I walked up the power line. Here I had two choices. I could take the power line all the way up to Bauer Road, a gravel road that would take me to within just 3/4ths of a mile from my vehicle, where I'd have to come off the high ridge that the road follows and pick the right hollow to lead me directly to the car. But the last quarter mile of the powerline is entirely on private land, and I knew there was a house somewhere near where the power line reached the road. I believed I knew who owned this land, and that if they were there they'd be okay with me traipsing across their land, but I wasn't entirely sure. My other choice was to follow the power line a ways, then cut cross country, staying below the cap rock cliff that lies below the top of the road ridge and mainly staying on park land, crossing several hollows near their heads, where they weren't very steep, and finally reaching the hollow that led down to the car. That's what I did. That cap rock cliff is anywhere from 10 to 40 feet high, and in one spot there was an isolated rock off the edge of the cliff that looks to be a part of the cliff that got separated. It's a good 20 feet tall and 30 feet wide, an impressive erosional remnant.

I picked the right hollow, and emerged exactly at my car. Looking at the map, I figure I'd hiked about five or six miles total, mostly through untracked woodland. I'd gone up 270 feet in elevation from the creek to the first knob, then gradually dropped almost 200 feet to the end of the divide ridge, then 90 feet to River Aux Vases, back up 110 feet to the knob on the end of the bend, back down 120 feet to the creek, then up the bluff and power line 280 feet to where I started across country below the cap rock, and finally dropping abou 150 feet to the car.
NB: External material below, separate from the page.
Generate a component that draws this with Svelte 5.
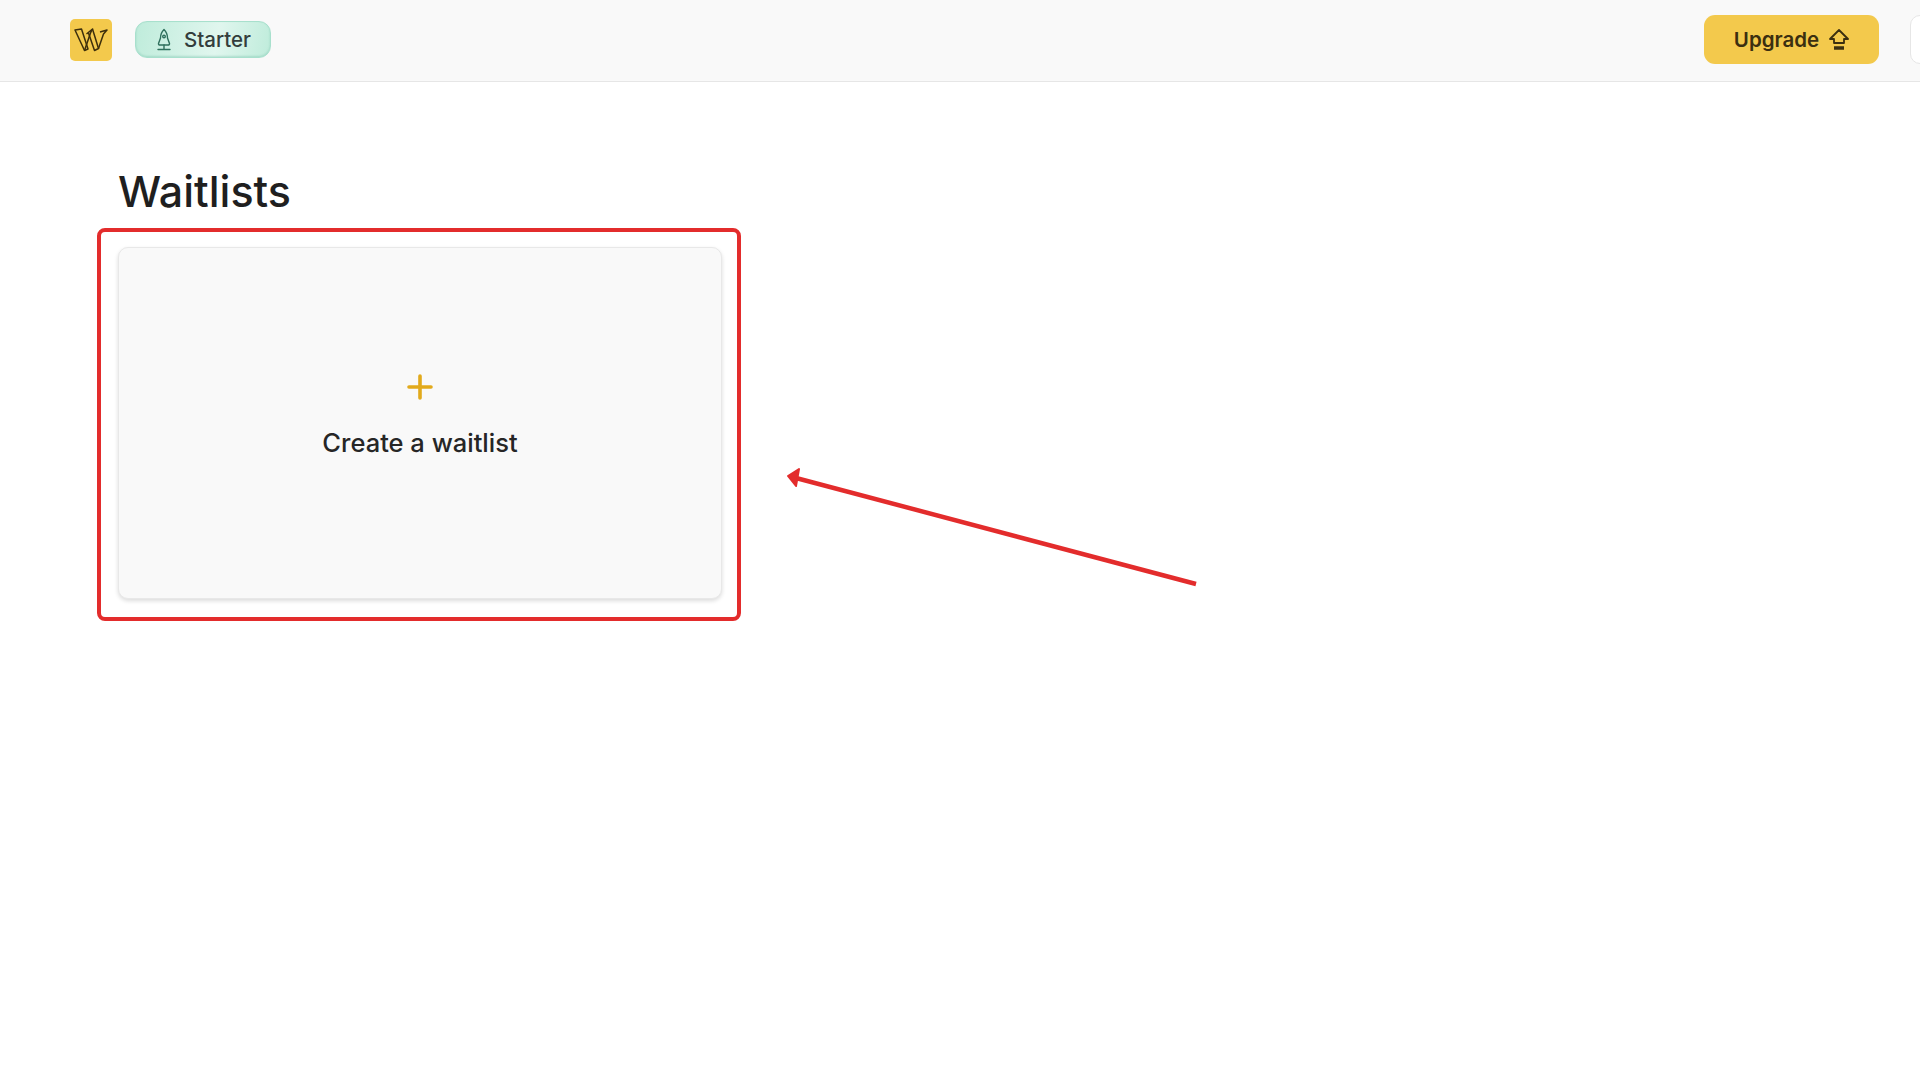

The hike had taken me about 4 hours. It was a nice way to spend a sunny, cool Superbowl Sunday.

Posted

No pictures? Bummer. Was there snow on the ground? We got about 4 inches saturday night in STL, but not sure about other areas.

Thanks for sharing this. Hawn is one of my favorite places. Need to get down there again soon. Would love to hike it during a snow or right after.

Posted

I hiked and fished that creek down to the river a while ago. It is a great hike.